Test current assumptions

In emerging economies, companies often have to work from the assumption that the resources required for the successful outcome of a project – such as, say, reliable structured data – are unavailable. As a result, they are forced to seek alternative solutions. Businesses in developed economies could use this principle by questioning every core assumption that underpins their strategy or operations. This involves rethinking not only processes and the application of technologies, but also finding new ways to manage and engage people in order to foster diversity of thought and inspire innovation. Such thinking might lead, for example, to a consolidation of management across disparate departments, or the blending of two off-the-shelf software packages to create a more comprehensive solution that’s fit for purpose. Similarly, a company applying frugal innovation might reasonably want to consider the upside profitability of selling their product in smaller, single-use portions, rather than larger bulk packages.

Sharing equals savings

The NA-NA mindset intuitively promotes sharing across departments, functions or geographies.  Whether it’s people, equipment or software, usage of every corporate asset will be stretched to its fullest potential, resulting in significant savings over time. Consider a mini-van which in the morning is used to ferry employees to work from remote locations; serves as a courier vehicle for important documentation and packages in the afternoon; and operates in an Uber-model in the evening after office hours. Developed businesses could, as part of their new operating model, only authorize new investments once all internal sharing opportunities have been demonstrably exhausted. From a people perspective, efforts to maximize an employee’s potential by broadening their role, even if that’s driven by a need for frugality, can increase engagement and build cross-functional skill sets. In a world where human capital reporting increasingly matters, that is a collateral business benefit.

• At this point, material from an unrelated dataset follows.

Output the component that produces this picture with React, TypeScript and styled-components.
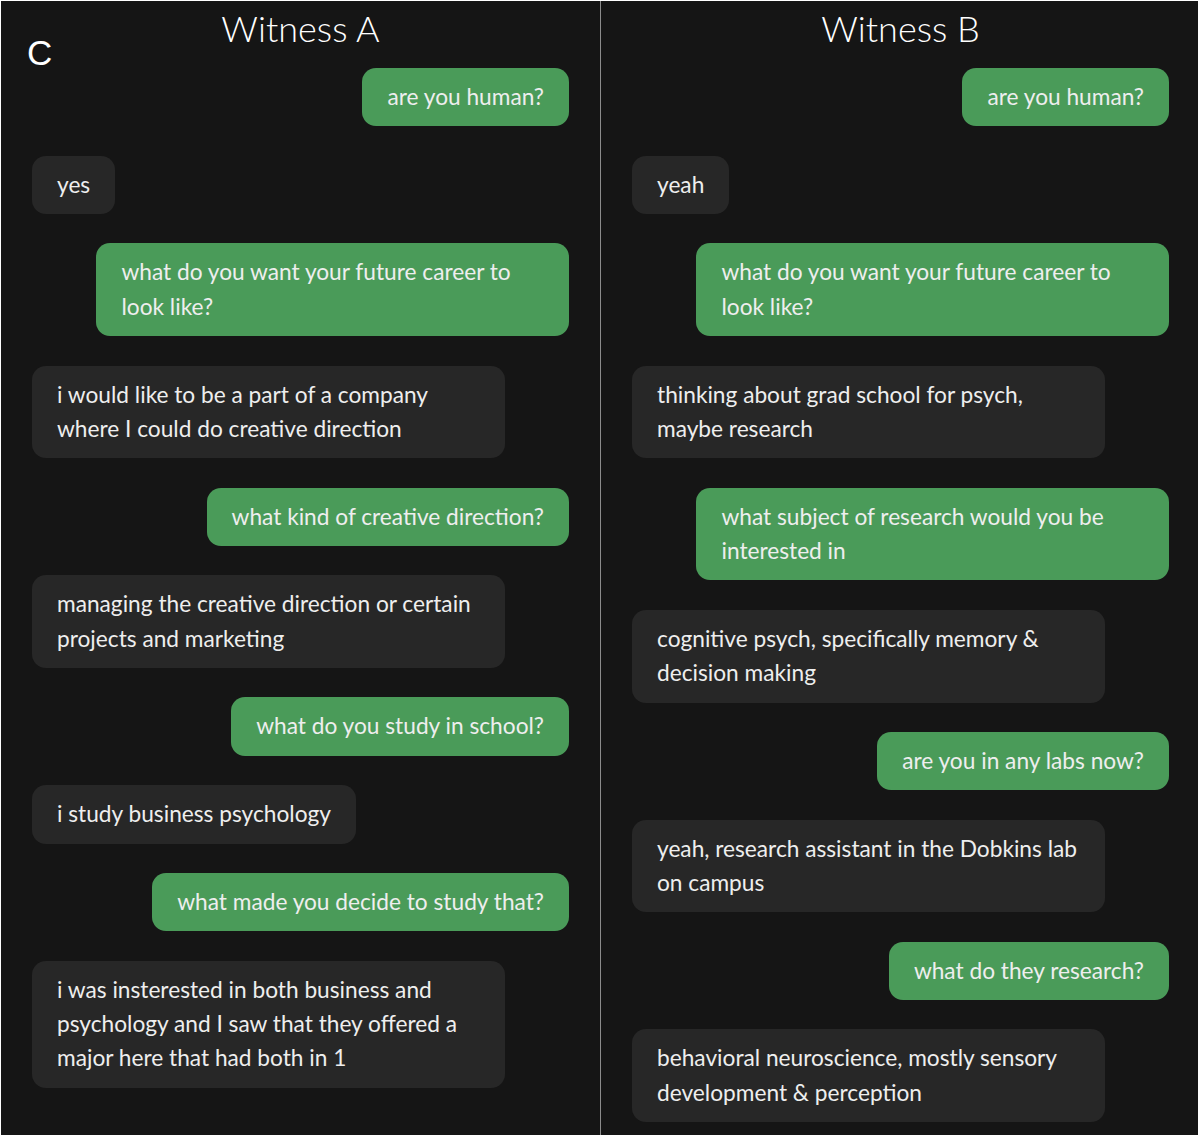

Let leaders prove themselves

Transportation and communication links in emerging economies are often tenuous, and the problem has been compounded by the recent pandemic. In many cases, of necessity, regional business leaders have assumed the responsibility for delivering results by adapting their working practices and operating models to suit local conditions without guidance from the head office. Applying this principle, businesses in developed economies could implement guidelines that allow leaders of different departments or geographies to manage their remote or hybrid workforces in a manner that delivers results, focusing on key performance indicators (KPI) such as sales or productivity, rather than a rigid protocol. After all, what works for sales personnel may not apply in the finance department, and vice versa.

View the environment as an asset

The shortage or high cost of manufactured goods in emerging economies means that businesses often must rely on the raw materials provided by nature to sustainably operate their supply chains, from storage to transportation. In addition, the lifespan of physical assets is extended through refurbishment, repair or even repurposing. Companies in developed economies could apply these principles to address the growing environmental, social and governance (ESG) expectations of customers, investors and regulators. For example, they might question default assumptions related to the refresh cycles of both office and manufacturing facilities and equipment. Maybe all laptops don’t need to be replaced every year, or companies might find that they can postpone or cancel facility expansions, now that the pandemic has proven that work-from-anywhere is viable.

In summary, whilst abundance may be an excellent way for individuals to conquer self-doubt and perform to their highest potential, from a corporate perspective a mindset of scarcity might be exactly the kind of out-of-the-box, lateral thinking needed to produce creative solutions that positively impact the corporate bottom line. That could go a long way toward addressing the growing ESG, human capital reporting and profitability concerns of stakeholders. Credit where credit is due, frugal innovation is one area where companies in more developed economies would be well-advised to borrow examples of leadership from emerging and frontier economies.